◆ **WHAT YOU ARE ASKED TO DO**
Write out the material exactly. Do not include the pictures.

─── SOURCE EXCERPT

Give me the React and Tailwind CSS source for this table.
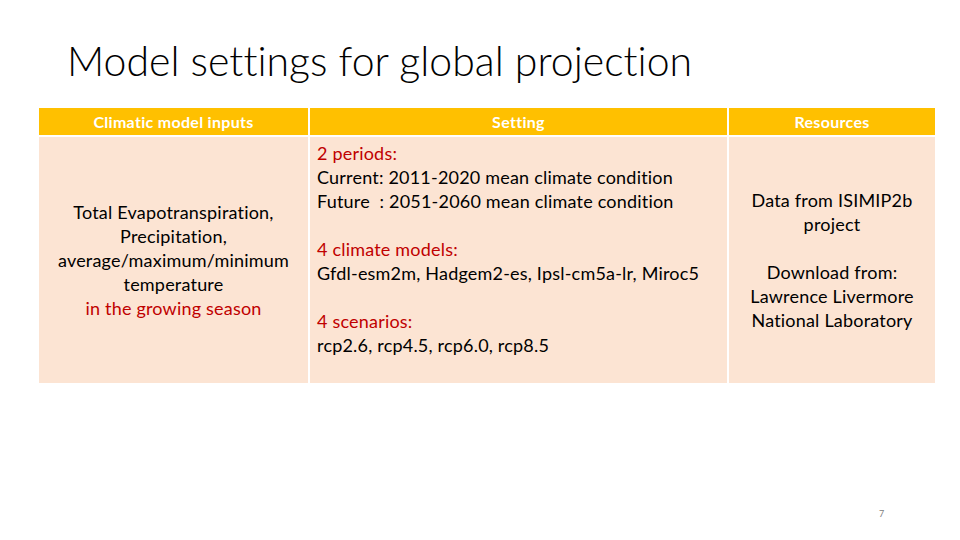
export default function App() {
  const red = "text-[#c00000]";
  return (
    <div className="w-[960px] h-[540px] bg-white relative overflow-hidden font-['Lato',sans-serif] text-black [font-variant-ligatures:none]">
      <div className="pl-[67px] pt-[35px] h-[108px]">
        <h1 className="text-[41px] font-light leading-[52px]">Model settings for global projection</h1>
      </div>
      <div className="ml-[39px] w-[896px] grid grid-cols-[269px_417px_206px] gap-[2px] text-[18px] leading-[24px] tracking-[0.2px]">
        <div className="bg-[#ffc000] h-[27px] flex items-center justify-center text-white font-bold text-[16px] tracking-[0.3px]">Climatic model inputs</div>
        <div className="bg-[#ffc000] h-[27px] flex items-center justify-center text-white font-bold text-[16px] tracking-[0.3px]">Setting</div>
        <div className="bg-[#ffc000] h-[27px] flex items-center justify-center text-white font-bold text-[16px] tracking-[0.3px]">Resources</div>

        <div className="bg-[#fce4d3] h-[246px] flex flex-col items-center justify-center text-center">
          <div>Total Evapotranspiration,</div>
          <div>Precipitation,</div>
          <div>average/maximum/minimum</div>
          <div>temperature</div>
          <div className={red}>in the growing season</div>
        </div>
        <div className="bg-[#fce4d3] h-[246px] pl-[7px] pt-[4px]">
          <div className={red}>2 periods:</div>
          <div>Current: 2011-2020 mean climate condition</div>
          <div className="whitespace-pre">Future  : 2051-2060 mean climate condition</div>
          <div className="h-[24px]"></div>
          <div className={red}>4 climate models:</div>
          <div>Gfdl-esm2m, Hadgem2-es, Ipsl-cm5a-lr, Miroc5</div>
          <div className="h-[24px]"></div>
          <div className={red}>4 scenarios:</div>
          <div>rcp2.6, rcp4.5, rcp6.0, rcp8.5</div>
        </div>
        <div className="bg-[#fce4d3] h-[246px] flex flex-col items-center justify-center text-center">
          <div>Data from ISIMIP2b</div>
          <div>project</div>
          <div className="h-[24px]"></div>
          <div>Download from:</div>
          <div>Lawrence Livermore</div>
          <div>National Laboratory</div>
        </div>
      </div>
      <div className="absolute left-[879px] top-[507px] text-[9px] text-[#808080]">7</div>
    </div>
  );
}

──────

◆ **RESULT FOR THIS TASK**
Give me the React and Tailwind CSS source for this table.
export default function App() {
  const red = "text-[#c00000]";
  return (
    <div className="w-[960px] h-[540px] bg-white relative overflow-hidden font-['Lato',sans-serif] text-black [font-variant-ligatures:none]">
      <div className="pl-[67px] pt-[35px] h-[108px]">
        <h1 className="text-[41px] font-light leading-[52px]">Model settings for global projection</h1>
      </div>
      <div className="ml-[39px] w-[896px] grid grid-cols-[269px_417px_206px] gap-[2px] text-[18px] leading-[24px] tracking-[0.2px]">
        <div className="bg-[#ffc000] h-[27px] flex items-center justify-center text-white font-bold text-[16px] tracking-[0.3px]">Climatic model inputs</div>
        <div className="bg-[#ffc000] h-[27px] flex items-center justify-center text-white font-bold text-[16px] tracking-[0.3px]">Setting</div>
        <div className="bg-[#ffc000] h-[27px] flex items-center justify-center text-white font-bold text-[16px] tracking-[0.3px]">Resources</div>

        <div className="bg-[#fce4d3] h-[246px] flex flex-col items-center justify-center text-center">
          <div>Total Evapotranspiration,</div>
          <div>Precipitation,</div>
          <div>average/maximum/minimum</div>
          <div>temperature</div>
          <div className={red}>in the growing season</div>
        </div>
        <div className="bg-[#fce4d3] h-[246px] pl-[7px] pt-[4px]">
          <div className={red}>2 periods:</div>
          <div>Current: 2011-2020 mean climate condition</div>
          <div className="whitespace-pre">Future  : 2051-2060 mean climate condition</div>
          <div className="h-[24px]"></div>
          <div className={red}>4 climate models:</div>
          <div>Gfdl-esm2m, Hadgem2-es, Ipsl-cm5a-lr, Miroc5</div>
          <div className="h-[24px]"></div>
          <div className={red}>4 scenarios:</div>
          <div>rcp2.6, rcp4.5, rcp6.0, rcp8.5</div>
        </div>
        <div className="bg-[#fce4d3] h-[246px] flex flex-col items-center justify-center text-center">
          <div>Data from ISIMIP2b</div>
          <div>project</div>
          <div className="h-[24px]"></div>
          <div>Download from:</div>
          <div>Lawrence Livermore</div>
          <div>National Laboratory</div>
        </div>
      </div>
      <div className="absolute left-[879px] top-[507px] text-[9px] text-[#808080]">7</div>
    </div>
  );
}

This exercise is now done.